China through the eyes of Western media

By Jeremy Garlick Source:Global Times Published: 2014-9-1 19:28:01

Illustration: Peter C. Espina/GT


Chinese people frequently complain that their country is misrepresented by the Western media. This was the view of an ex-student of mine who, while studying in the UK, decided to protest outside the BBC studios in Manchester about what he perceived as persistent demonization of his homeland. So he stood on the steps of Britain's premier broadcaster, wearing a t-shirt which proclaimed to the world "I love China," while crowds of confused locals stared.

While some might see this young man's act of patriotism as earnest but ultimately futile, it seems to me that he had a point. The Western media, constantly on the search for attention-grabbing stories, tends to only publish stories that conform to the idea that everything Chinese is somehow strange, bad or revolting.

In an effort to assess whether China is really being demonized by the Western media, I took note of the news stories about China which were most prominent on English-language internet news outlets in a five-day period, between August 19 to August 23.

Obviously these news stories constitute only a small sample, covering only a brief period of time. Nevertheless, I think they provide an accurate snapshot of the preoccupations of Western media with regard to China. They also enable one to draw some conclusions about how Westerners perceive China through the media.

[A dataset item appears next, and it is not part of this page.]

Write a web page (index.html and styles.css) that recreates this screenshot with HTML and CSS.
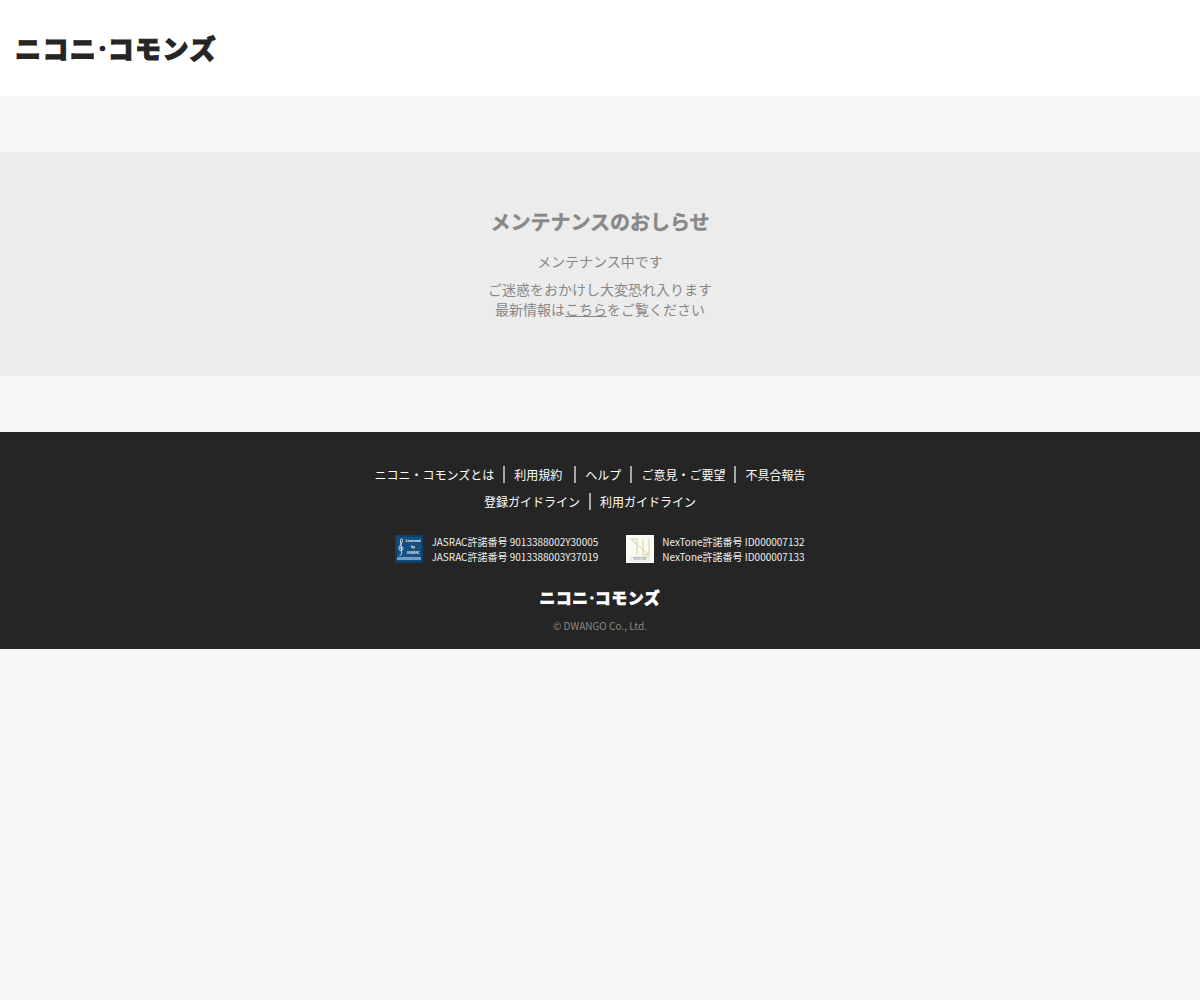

On August 19 USA Today reported that a blast in a coal mine in Anhui Province had trapped 27 miners underground. Other publications later announced that at least two of the miners had died.

On August 20 Western media announced that Chinese hackers had stolen information from the investigation into the disappearance of Malaysian Airlines flight MH370.

On August 21 the UK's Daily Mail reported that a Chinese family had put their baby in a salad bowl and covered him with lettuce leaves. Photos of the incident were published in the newspaper.

On August 22 media outlets proclaimed that a Chinese fighter plane had flown near a US fighter plane which was patrolling the skies east of Hainan. According to US officials, the Chinese pilot performed a barrel roll, and the maneuver was "very close and very dangerous." An interpretation of events from the Chinese perspective was not included in any of the reports.

On August 23 it was widely reported that a chef in Guangdong had been killed by a cobra he was cooking. The cobra bit him after he had cut its head off. Hearing screams from the kitchen, diners decided to stop eating and leave the restaurant.

The above stories give an idea of Western media representations of China, which here divide into two main categories: the bad and the bizarre. The bad in this case consists of poor safety in coal mines, computer hacking and military threats, while the bizarre refers to food and child rearing customs.

I am not arguing that the events described above did not happen, or that they should not be reported. But I am arguing that Western audiences who are fed mainly stories like these are likely to form a prevailing image of China as an unsafe, computer hacking, baby-torturing, snake-eating, militarily aggressive State.

Such an image, it goes without saying, lacks balance and does not provide a complete picture of modern China.

This article was published on the Global Times Metropolitan section Two Cents page, a space for reader submissions, including opinion, humor and satire. The ideas expressed are those of the author alone, and do not represent the position of the Global Times.